わからない、というのは半分ウソで、批難されている理由はわかります。一方で、何の言葉もなく写真だけがただ並んでいた時に、牛腸茂雄と「声かけ写真」で印象はそれほど違うものなのか?という疑問があり、わからないのです。写真が批難されているのか、それを扱っている人が批難されているのか、両方なのか。写真は批難されていない、とは思えないのですが、牛腸茂雄も同じように政治的に正しくないと批難されるべきなのでしょうか?最近だと梅かよも批難されるべきなのでしょうか?逆に、それっぽい政治的に正しそうな文章が「声かけ写真」に添えられていたら評価される芽はあるのでしょうか?

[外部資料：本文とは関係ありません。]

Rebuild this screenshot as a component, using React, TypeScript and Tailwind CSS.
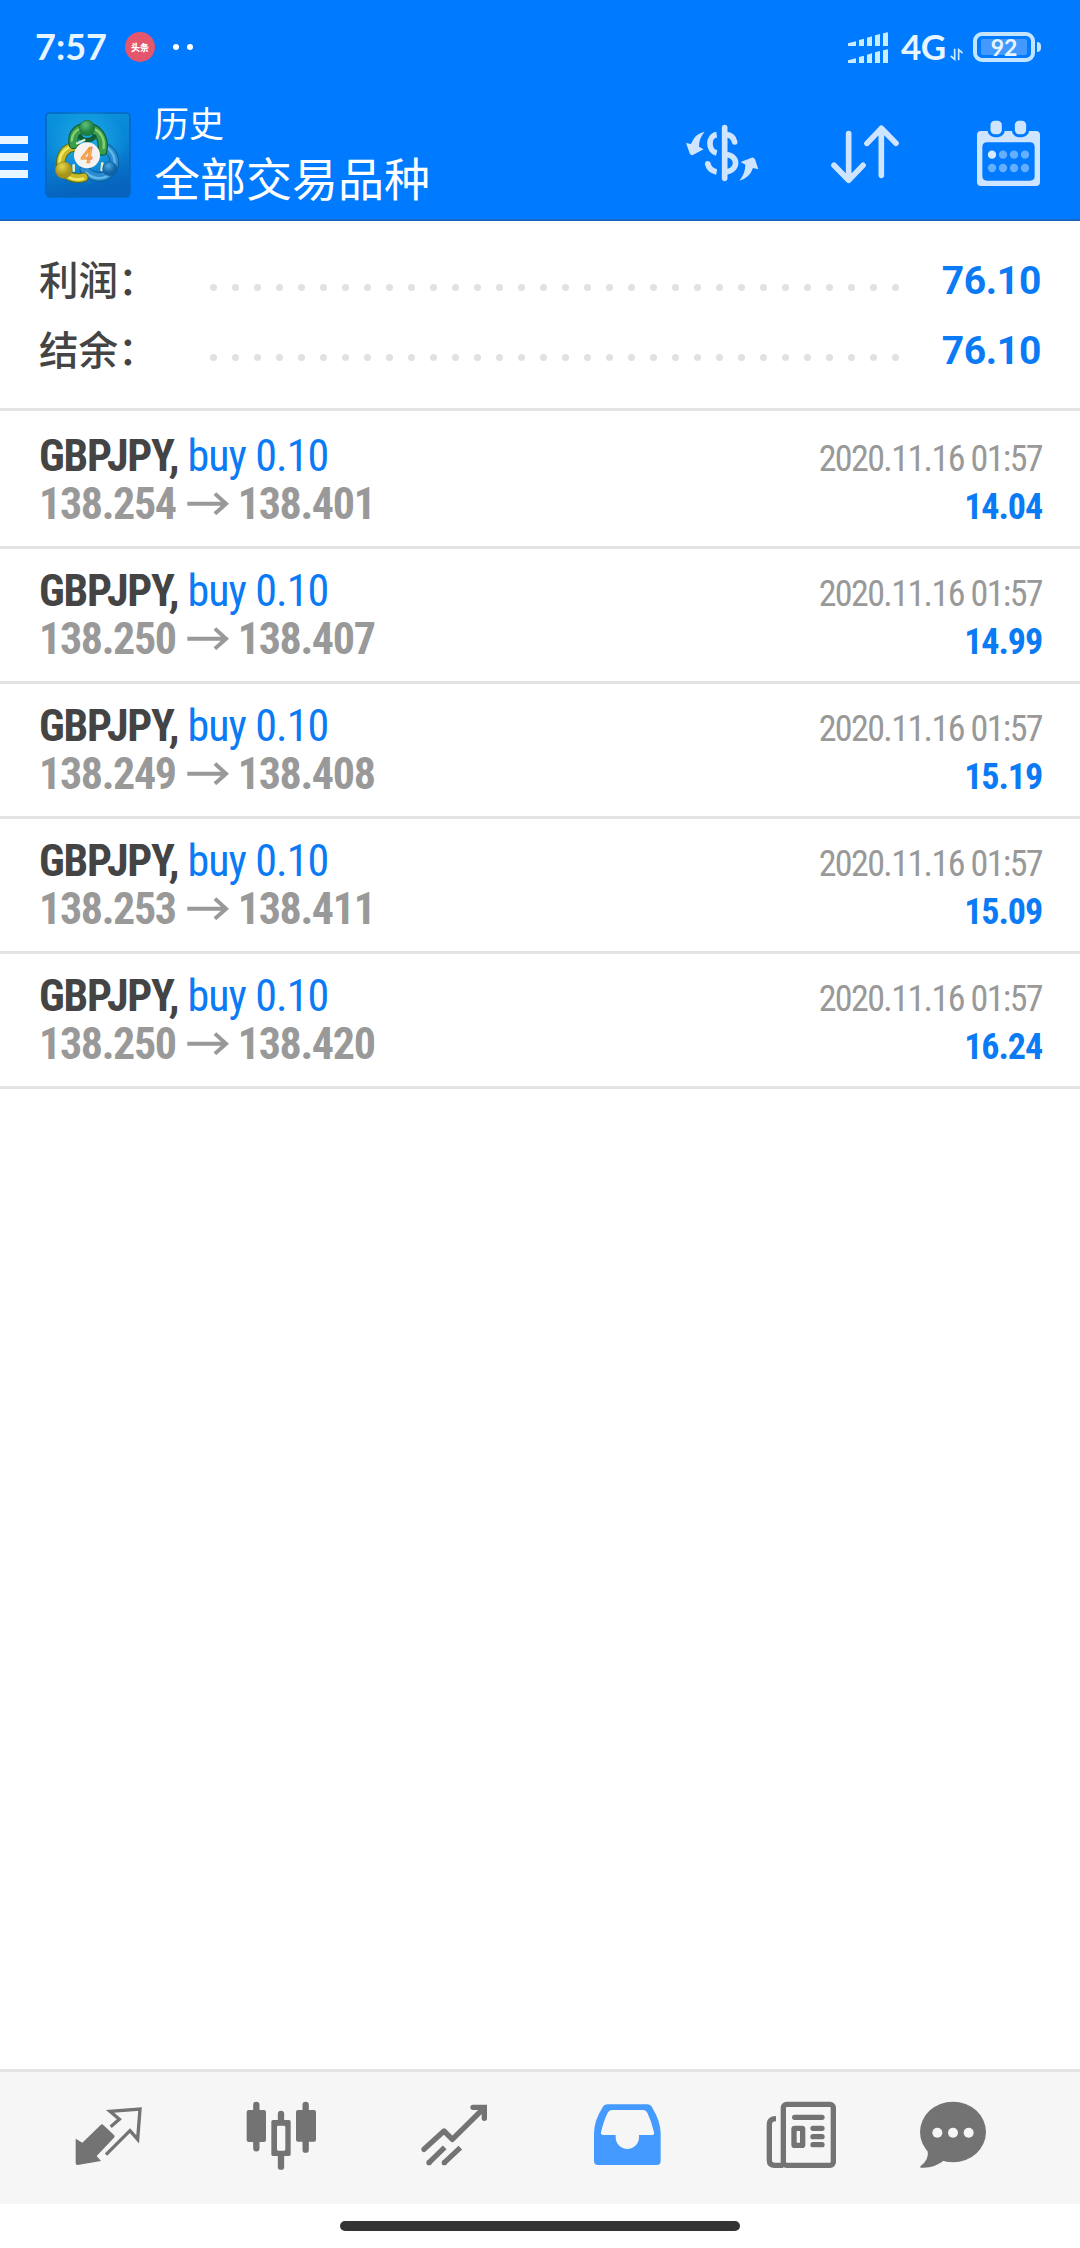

ところで、沢山のスターが集まるブコメに「宮崎勤もやっていた」というのがあります。これが写真ではなくアニメに関して「宮崎勤もやっていた」だと怒られます。写真とアニメでは実在・非実在の違いがあるので「宮崎勤もやっていた」 も認められるのでしょうか?
まとめ
「声かけ写真展」について擁護したいわけではありませんが、むしろインタビュー記事については軽い嫌悪感のようなものがあります。
ただ嫌悪感を感じるから認めてはいけないというのは危ないし、写真が好きなので擁護というか疑問を少し書きました。